Ornate telephone kiosk in a square with tables and chairs, surrounded by tall buildings
The old telephone kiosk at Kongens Nytorv is now a coffee shop

What Were The Telephone Kiosks Of Copenhagen?

Although Copenhagen has had a telephone company since 1882, at first very few people had private phones. So it was necessary to create places where people could send and receive their messages. Between 1896 and the 1930s around 30 telephone kiosks were installed, each with a phone, an operator and a messenger with a bike.

Carved design of a castle with faces and telephone cords
Look out for the intricate detail on the telephone kiosks

The inspiration for the boxes came from Paris. They were influenced by the then-fashionable Art Nouveau style and were often intricately decorated with wooden carvings of items of contemporary or local interest, such as ships or aeroplanes. They also doubled up as advertising columns, with posters pasted onto the outside.

The Telephone Kiosks Today

Of the eight kiosks that remain today only one (at Poul Henningsens Plads) is in its original site. The others have been moved to new locations, including one in the Tivoli Gardens. I have marked them all (apart from the Tivoli Gardens, which has an entrance charge) on this map.

Pinnable image of the telephone kiosks of Copenhagen showing an ornate domed kiosk in a busy square
Pinnable image of the kiosk at Nytorv

Some of the kiosks are now coffee shops, although they were not all open when I visited. The liveliest, as befits its proximity to the tourist trap of Nyhavn, was the one at Kongens Nytorv. This has an impressive selection of wines and beers, as well as coffee, and seats and tables outside. When I was there lots of people were enjoying the hot weather, but the pile of furry blankets in a basket suggested that the café is well used at all times of year.

Basked piled up with warm rugs
A basket of blankets outside Kongens Nytorv – it isn’t always as warm as it was in June!

Designing Copenhagen’s Telephone Kiosks

The kiosks seem to come in two different styles. The earliest ones were designed by the architect Fritz Koch and were hexagonal, with copper roofs, lanterns and four clock faces. The kiosk at Christianshavn Torv is an example of this style. The kiosk at Kongens Nytorv is a later design by Martin Jensen. It was similar to the original, but larger, and with patterns of the sun and moon in place of the clocks.
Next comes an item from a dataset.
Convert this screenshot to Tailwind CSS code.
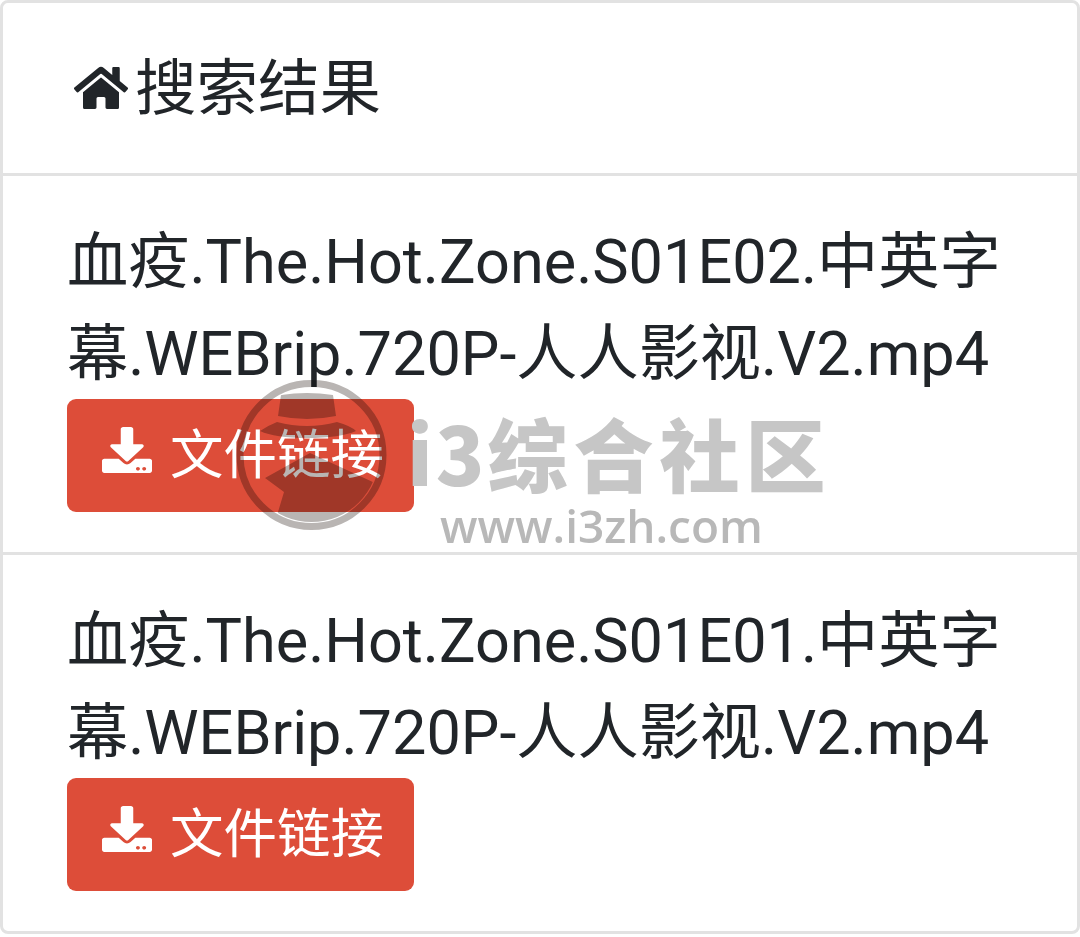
<!DOCTYPE html>
<html lang="zh">
<head>
  <meta charset="UTF-8" />
  <meta name="viewport" content="width=device-width, initial-scale=1" />
  <title>搜索结果</title>
  <script src="https://cdn.jsdelivr.net/npm/@tailwindcss/browser@4"></script>
</head>
<body class="bg-white font-['Roboto','Noto_Sans_CJK_SC',sans-serif] text-[#212529] overflow-hidden">
  <div class="relative h-[937px] w-[1080px] overflow-hidden">
    <div class="border-[3px] border-[#e2e2e2] rounded-[8px] bg-white">
      <!-- header -->
      <div class="h-[170px] pl-[71px] flex items-center border-b-[3px] border-[#e2e2e2] box-content">
        <svg class="w-[54px] h-[48px] mr-[7px] fill-[#212529]" viewBox="0 0 576 512"><path d="M280.37 148.26L96 300.11V464a16 16 0 0 0 16 16l112.06-.29a16 16 0 0 0 15.92-16V368a16 16 0 0 1 16-16h64a16 16 0 0 1 16 16v95.64a16 16 0 0 0 16 16.05L464 480a16 16 0 0 0 16-16V300L295.67 148.26a12.19 12.19 0 0 0-15.3 0zM571.6 251.47L488 182.56V44.05a12 12 0 0 0-12-12h-56a12 12 0 0 0-12 12v72.61L318.47 43a48 48 0 0 0-61 0L4.34 251.47a12 12 0 0 0-1.6 16.9l25.5 31A12 12 0 0 0 45.15 301l235.22-193.74a12.19 12.19 0 0 1 15.3 0L530.9 301a12 12 0 0 0 16.9-1.6l25.5-31a12 12 0 0 0-1.7-16.93z"/></svg>
        <h1 class="text-[61.5px] leading-none font-normal mt-[4px]">搜索结果</h1>
      </div>

      <!-- item 1 -->
      <div class="pt-[40px] pb-[40px] pl-[64px] pr-[50px] border-b-[3px] border-[#e2e2e2]">
        <p class="text-[61.2px] leading-[92px]">血疫.The.Hot.Zone.S01E02.中英字幕.WEBrip.720P-人人影视.V2.mp4</p>
        <a class="mt-[-1px] w-[347px] h-[113px] flex items-center pl-[35px] pt-[2px] bg-[#dd4d39] rounded-[9px] text-white text-[53.5px]">
          <svg class="w-[50px] h-[46px] mr-[18px] mt-[-13px] fill-white" viewBox="0 0 512 512" preserveAspectRatio="none"><path d="M216 0h80c13.3 0 24 10.7 24 24v168h87.7c17.8 0 26.7 21.5 14.1 34.1L269.7 378.3c-7.5 7.5-19.8 7.5-27.3 0L90.1 226.1c-12.6-12.6-3.7-34.1 14.1-34.1H192V24c0-13.3 10.7-24 24-24zm296 376v112c0 13.3-10.7 24-24 24H24c-13.3 0-24-10.7-24-24V376c0-13.3 10.7-24 24-24h146.7l49 49c20.1 20.1 52.5 20.1 72.6 0l49-49H488c13.3 0 24 10.7 24 24zm-124 88c0-11-9-20-20-20s-20 9-20 20 9 20 20 20 20-9 20-20zm64 0c0-11-9-20-20-20s-20 9-20 20 9 20 20 20 20-9 20-20z"/></svg>
          文件链接
        </a>
      </div>

      <!-- item 2 -->
      <div class="pt-[40px] pb-[40px] pl-[64px] pr-[50px]">
        <p class="text-[61.2px] leading-[92px]">血疫.The.Hot.Zone.S01E01.中英字幕.WEBrip.720P-人人影视.V2.mp4</p>
        <a class="mt-[-1px] w-[347px] h-[113px] flex items-center pl-[35px] pt-[2px] bg-[#dd4d39] rounded-[9px] text-white text-[53.5px]">
          <svg class="w-[50px] h-[46px] mr-[18px] mt-[-13px] fill-white" viewBox="0 0 512 512" preserveAspectRatio="none"><path d="M216 0h80c13.3 0 24 10.7 24 24v168h87.7c17.8 0 26.7 21.5 14.1 34.1L269.7 378.3c-7.5 7.5-19.8 7.5-27.3 0L90.1 226.1c-12.6-12.6-3.7-34.1 14.1-34.1H192V24c0-13.3 10.7-24 24-24zm296 376v112c0 13.3-10.7 24-24 24H24c-13.3 0-24-10.7-24-24V376c0-13.3 10.7-24 24-24h146.7l49 49c20.1 20.1 52.5 20.1 72.6 0l49-49H488c13.3 0 24 10.7 24 24zm-124 88c0-11-9-20-20-20s-20 9-20 20 9 20 20 20 20-9 20-20zm64 0c0-11-9-20-20-20s-20 9-20 20 9 20 20 20 20-9 20-20z"/></svg>
          文件链接
        </a>
      </div>
    </div>

    <!-- watermark -->
    <svg class="absolute left-[225px] top-[370px] w-[170px] h-[170px] mix-blend-multiply" viewBox="0 0 170 170">
      <defs><clipPath id="inner"><circle cx="86.5" cy="85" r="67"/></clipPath></defs>
      <circle cx="86.5" cy="85" r="71.5" fill="none" stroke="#b9b5b3" stroke-width="7"/>
      <g fill="#b9b5b3" clip-path="url(#inner)">
        <path d="M56 25 Q82 21 108 25 L111 46 Q82 52 53 46 Z"/>
        <path d="M52 52 Q82 60 112 52 Q126 56 131 61 Q115 68 82 68 Q50 68 35 61 Q42 56 52 52 Z"/>
        <path d="M40 108 L85 83 L150 113 L165 170 L40 170 L53 142 L59 122 Z"/>
      </g>
    </svg>
    <div class="absolute left-[407px] top-[411px] whitespace-nowrap tracking-[6px] font-['Noto_Sans_CJK_SC',sans-serif] font-black text-[80px] leading-[80px] text-[#c6c6c6]"><span class="tracking-[3px]">i3</span>综合社区</div>
    <div class="absolute left-[440px] top-[502px] whitespace-nowrap font-['Open_Sans','Noto_Sans',sans-serif] font-semibold text-[46px] leading-[46px] text-[#b8b8b8]">www.i3zh.com</div>
  </div>
</body>
</html>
Telephone kiosk covered with adverts an a hidden square with trees and flowers
Copenhagen’s Museum Street has a telephone kiosk and other old street furniture

The kiosk outside the Museum of Copenhagen is of the earlier design. Although now disused, it is of interest for the old adverts plastered on the side. It is located on Absalonsgade, known as “Museum Street” because of its collection of old street furniture, including lamps and fire hydrants. Like the telephone kiosks, they are a reminder of past times.

If you’d like to explore some more unusual sights in Copenhagen have a look at this post – 7 Unique Things To Do In Copenhagen.


5 thoughts on “In Search Of The Old Telephone Kiosks Of Copenhagen”

  1. Aaaawww. When we were in Copenhagen, I didn’t know of or notice these vestiges of the past. It would have been interesting to have coffee in one of the 8 remaining ones!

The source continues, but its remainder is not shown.